Indonesiasenang-, Sebuah bangunan bersejarah di jantung Menteng kini kembali bernapas. Cikini 82, yang dahulu merupakan kediaman elite kolonial dan rumah diplomatik pasca-kemerdekaan, kini resmi dibuka untuk publik dengan wajah baru sebagai ruang budaya dan komunitas. Lewat restorasi yang penuh perhatian di bawah arahan Lukas Budiono, Cikini 82 tidak hanya direvitalisasi secara fisik, tapi juga makna historis dan fungsionalnya.
Bangunan yang selama bertahun-tahun tertutup untuk umum ini kini menjelma menjadi ruang publik yang dinamis, tanpa menghapus jejak masa lalunya. “Cikini 82 tidak hanya tentang masa lalu tapi juga tentang masa depan ruang-ruang budaya yang terbuka, egaliter, dan penuh kemungkinan”, kata Lukas Budiono, pemilik sekaligus penggagas restorasi Cikini 82.

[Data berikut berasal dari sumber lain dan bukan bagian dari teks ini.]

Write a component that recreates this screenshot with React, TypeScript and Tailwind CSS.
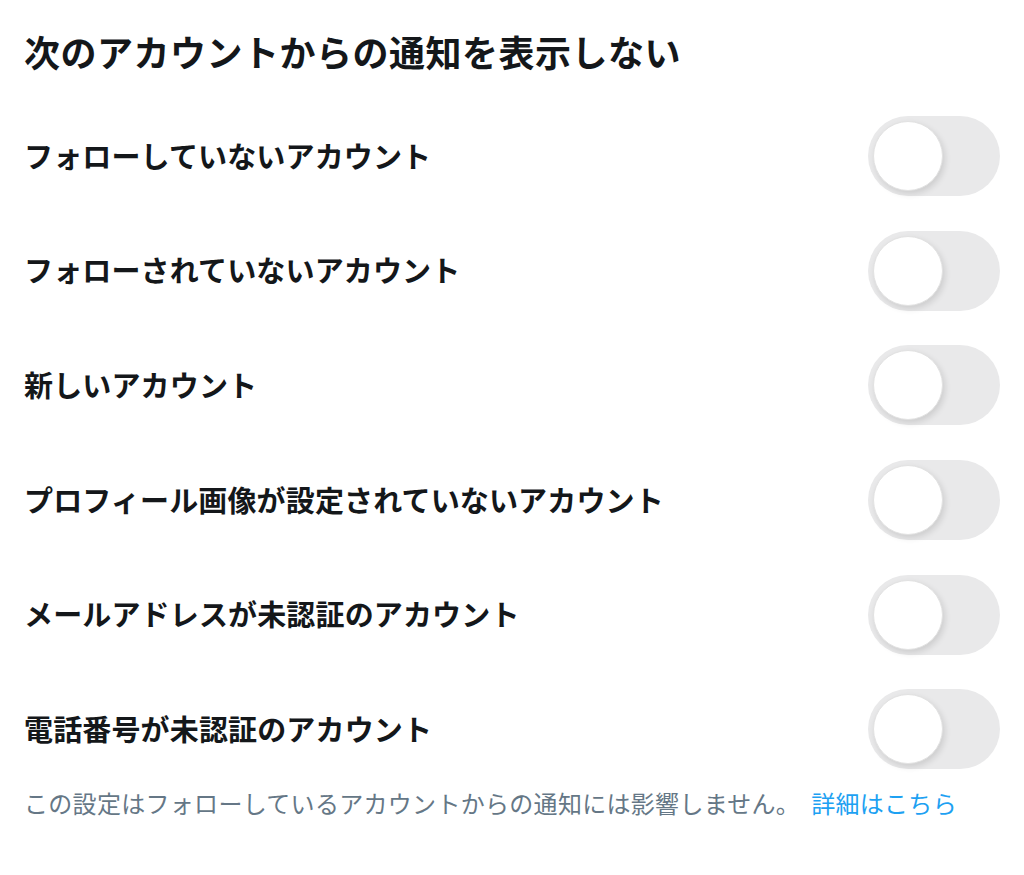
import React from 'react';

const rows = [
  'フォローしていないアカウント',
  'フォローされていないアカウント',
  '新しいアカウント',
  'プロフィール画像が設定されていないアカウント',
  'メールアドレスが未認証のアカウント',
  '電話番号が未認証のアカウント',
];

function Toggle() {
  return (
    <div className="w-[132px] h-[80px] rounded-full bg-[#e9e9ea] flex items-center pl-[5px] shrink-0">
      <div className="w-[70px] h-[70px] rounded-full bg-white border border-[#e2e2e2] shadow-[2px_3px_6px_rgba(0,0,0,0.12)]" />
    </div>
  );
}

export default function App() {
  return (
    <div
      className="min-h-screen bg-white px-[24px] text-[#14171a]"
      style={{ fontFamily: '"Noto Sans CJK JP", "Noto Sans", sans-serif' }}
    >
      <h1 className="pt-[33px] text-[36px] leading-[36px] font-bold tracking-[0.5px]">
        次のアカウントからの通知を表示しない
      </h1>

      <div className="mt-[30px] flex flex-col">
        {rows.map((label) => (
          <div key={label} className="h-[114.6px] flex items-center justify-between">
            <span className="text-[29px] font-bold leading-none tracking-[0.15px] -mt-[2px]">{label}</span>
            <Toggle />
          </div>
        ))}
      </div>

      <p className="mt-0 text-[24px] leading-[32px] tracking-[0.3px] text-[#657786]">
        この設定はフォローしているアカウントからの通知には影響しません。
        <span className="ml-[11px] text-[#1da1f2]">詳細はこちら</span>
      </p>
    </div>
  );
}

Sebagai penanda kelahiran kembali ini, digelar Pusparagam, sebuah perayaan inklusif yang membuka pintu Cikini 82 bagi masyarakat luas. Rangkaian acaranya menampilkan Experiential Dining bersama Lenore, pameran seni Sanjivana, hingga program Soirée yang menggabungkan pertunjukan lintas disiplin dan sesi jejaring komunitas. Dengan semangat keterbukaan, Pusparagam menghadirkan Cikini 82 sebagai rumah bersama bagi seni, diskusi, kuliner, dan berbagai bentuk ekspresi budaya.
Transformasi Cikini 82 menjadi ruang hidup yang menyambut komunitas lintas generasi ini tidak berdiri sendiri. Pusparagam terselenggara berkat kolaborasi berbagai mitra, termasuk Bintang Sempurna (percetakan), Connected Art Platform (komunitas seni), Flowers & Beyond (dekorasi), serta sederet mitra F&B seperti Lenore, Culture Royale, Dillco Chocolate, Bora Soda, dan Pisang Madu Bu Nanik.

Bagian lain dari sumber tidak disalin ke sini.